Today, just a year after acquiring Barista, the debt-laden auto-component maker Amtek Group is planning on selling the Italian coffee chain.
Barista’s FY15 numbers have not been disclosed by Carnation yet, but its net loss for FY14 doubled to INR 20 Crore from INR 10 Crore in FY13. Barista Lavazza had recorded losses of nearly INR 18.6 Crore for the two year period between March 2011 and March 2013 and revenues had dropped from INR 95.5 Crore to INR 80.3 Crore.
In 2015,more than 170 Barista Coffee stores are loss making.
While it is clear that CCD presents a strong competition and dominance in the market segment of middle and upper class youth with its quality and affordable pricing. Starbucks, on the other hand, covers the premier upper middle class and business professionals’ consumers. It has proven as a heavy disadvantage to Barista as per the Indian market standards.
Barista had many promotional activities such as sponsorship in sports, local music events and book launches since it’s inception in India. At a global level, Barista has had some really successful marketing campaigns but failed to penetrate the Indian market. Their long term planning for brand management appears to have faded and whilst its competitors grew and have been flourishing, Barista’s consumer engagement activities have deteriorated significantly since after 2012 (shall we say since Starbucks entered the Indian subcontinent).
In 2002, Barista received the Times Group and Business Standard ‘Brand of the year’ award (under the ownership of Tata group and Sterling Group). Barista Coffee was also awarded Super bands for two consecutive years i.e., 2006 & 2007. The brand had created a strong image which had decreased over past 5 – 7 years.
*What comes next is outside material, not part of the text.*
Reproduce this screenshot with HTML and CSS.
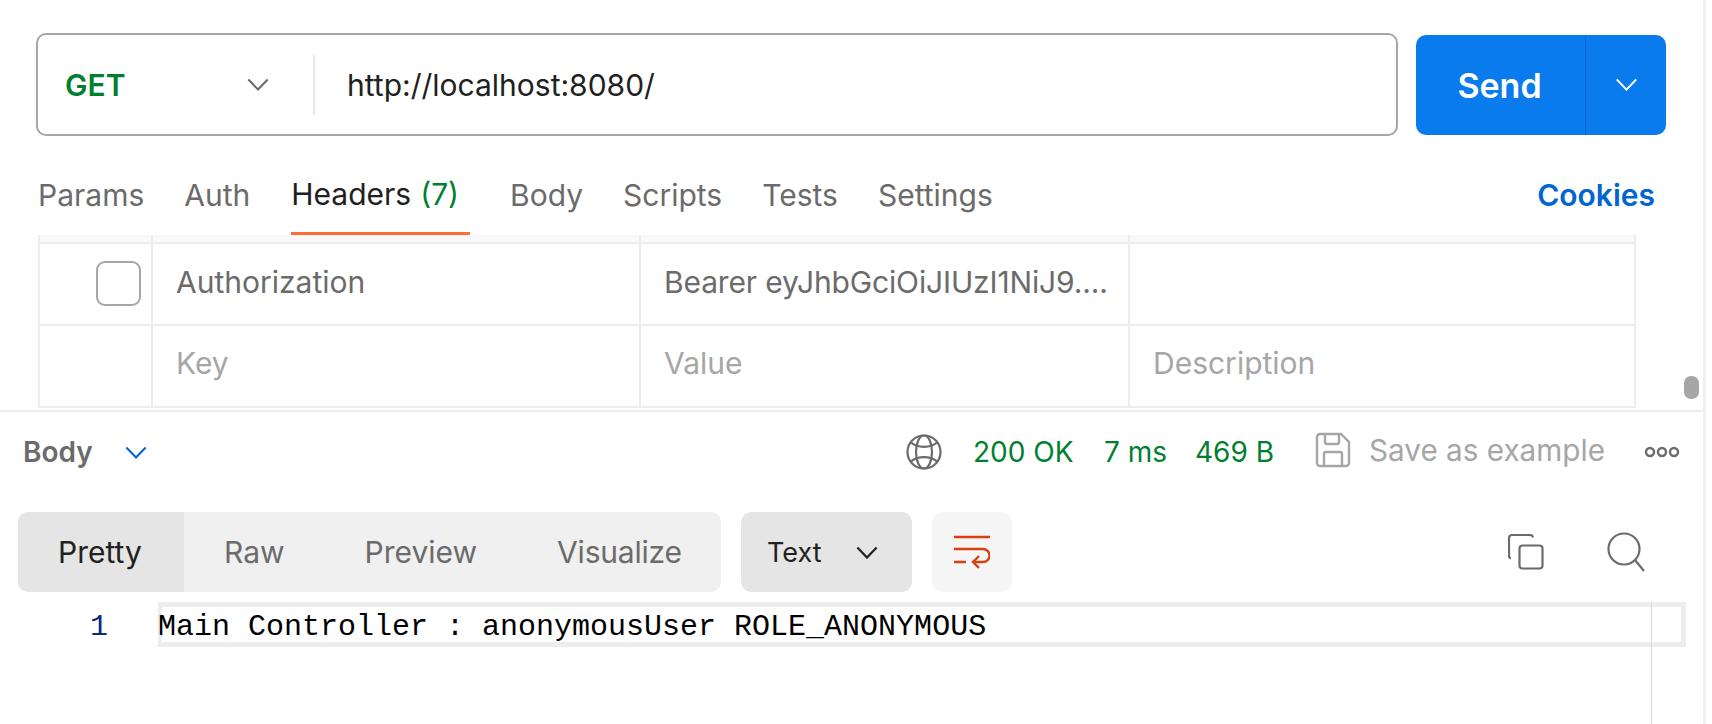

Whether it was the constantly changing leadership or decreasing promotional activities or strong competition from key players like CCD and Starbucks, it would be interesting to see if the current leadership can find a suitable successor (for the coffee shop business) or do they decide to dissolve the business and liquidate the assets. Bullish or Consolidating! While the former option is going to bring a couple of challenging years for the new owner to regain consumer interest, the latter will create an opportunity for both CCD & Starbucks to acquire some local consumers across Indian subcontinent.